Our hope is to build a community around web parsing and libraries from this project. So far we had great contributions, but that goal was not fully achieved. Want to help? Get in touch with us!
Participating in the Project
If you know some feature that AngleSharp is currently missing, and you are willing to implement the feature, then your contribution is more than welcome! Also if you have a really cool idea - do not be shy, we'd like to hear it.
If you have an idea how to improve the API (or what is missing) then posts / messages are also welcome. For instance there have been ongoing discussions about some styles that have been used by AngleSharp (e.g.,
HtmlDocument) in the past. In the end AngleSharp stopped using
HTMLDocument (at least visible outside of the library). Now AngleSharp uses names like
IHtmlElement and so on. This change would not have been possible without such fruitful discussions.
The project is always searching for additional contributors. Even if you do not have any code to contribute, but rather an idea for improvement, a bug report or a mistake in the documentation. These are the contributions that keep this project active.
Live discussions can take place in our Gitter chat, which supports using GitHub accounts.
This project has also adopted the code of conduct defined by the Contributor Covenant to clarify expected behavior in our community.
For more information see the .NET Foundation Code of Conduct.
Funding / Support
If you use AngleSharp frequently, but you do not have the time to support the project by active participation you may still be interested to ensure that the AngleSharp projects keeps the lights on.
Visit Bountysource for more details.
AngleSharp is written in C# 7.1 and thus requires Roslyn as a compiler. Using an IDE like Visual Studio 2017+ is recommended on Windows. Alternatively, VSCode (with OmniSharp or another suitable Language Server Protocol implementation) should be the tool of choice on other platforms.
The code tries to be as clean as possible. Notably the following rules are used:
- Use braces for any conditional / loop body
- Use the
-Asyncsuffixed methods when available
- Use VIP ("Var If Possible") style (in C++ called AAA: Almost Always Auto) to place types on the right
More important, however, is the proper usage of tests. Any new feature should come with a set of tests to cover the functionality and prevent regression.
This project is supported by the .NET Foundation.
The MIT License (MIT)
Copyright (c) 2013 - 2019 AngleSharp
Permission is hereby granted, free of charge, to any person obtaining a copy of this software and associated documentation files (the "Software"), to deal in the Software without restriction, including without limitation the rights to use, copy, modify, merge, publish, distribute, sublicense, and/or sell copies of the Software, and to permit persons to whom the Software is furnished to do so, subject to the following conditions:
The above copyright notice and this permission notice shall be included in all copies or substantial portions of the Software.

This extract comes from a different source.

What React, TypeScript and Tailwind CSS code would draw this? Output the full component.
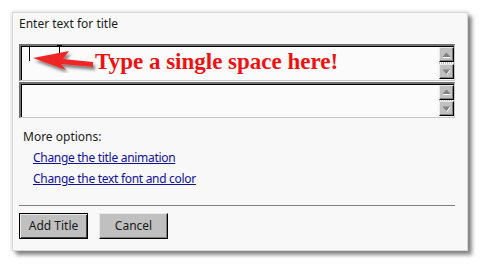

THE SOFTWARE IS PROVIDED "AS IS", WITHOUT WARRANTY OF ANY KIND, EXPRESS OR IMPLIED, INCLUDING BUT NOT LIMITED TO THE WARRANTIES OF MERCHANTABILITY, FITNESS FOR A PARTICULAR PURPOSE AND NONINFRINGEMENT. IN NO EVENT SHALL THE AUTHORS OR COPYRIGHT HOLDERS BE LIABLE FOR ANY CLAIM, DAMAGES OR OTHER LIABILITY, WHETHER IN AN ACTION OF CONTRACT, TORT OR OTHERWISE, ARISING FROM, OUT OF OR IN CONNECTION WITH THE SOFTWARE OR THE USE OR OTHER DEALINGS IN THE SOFTWARE.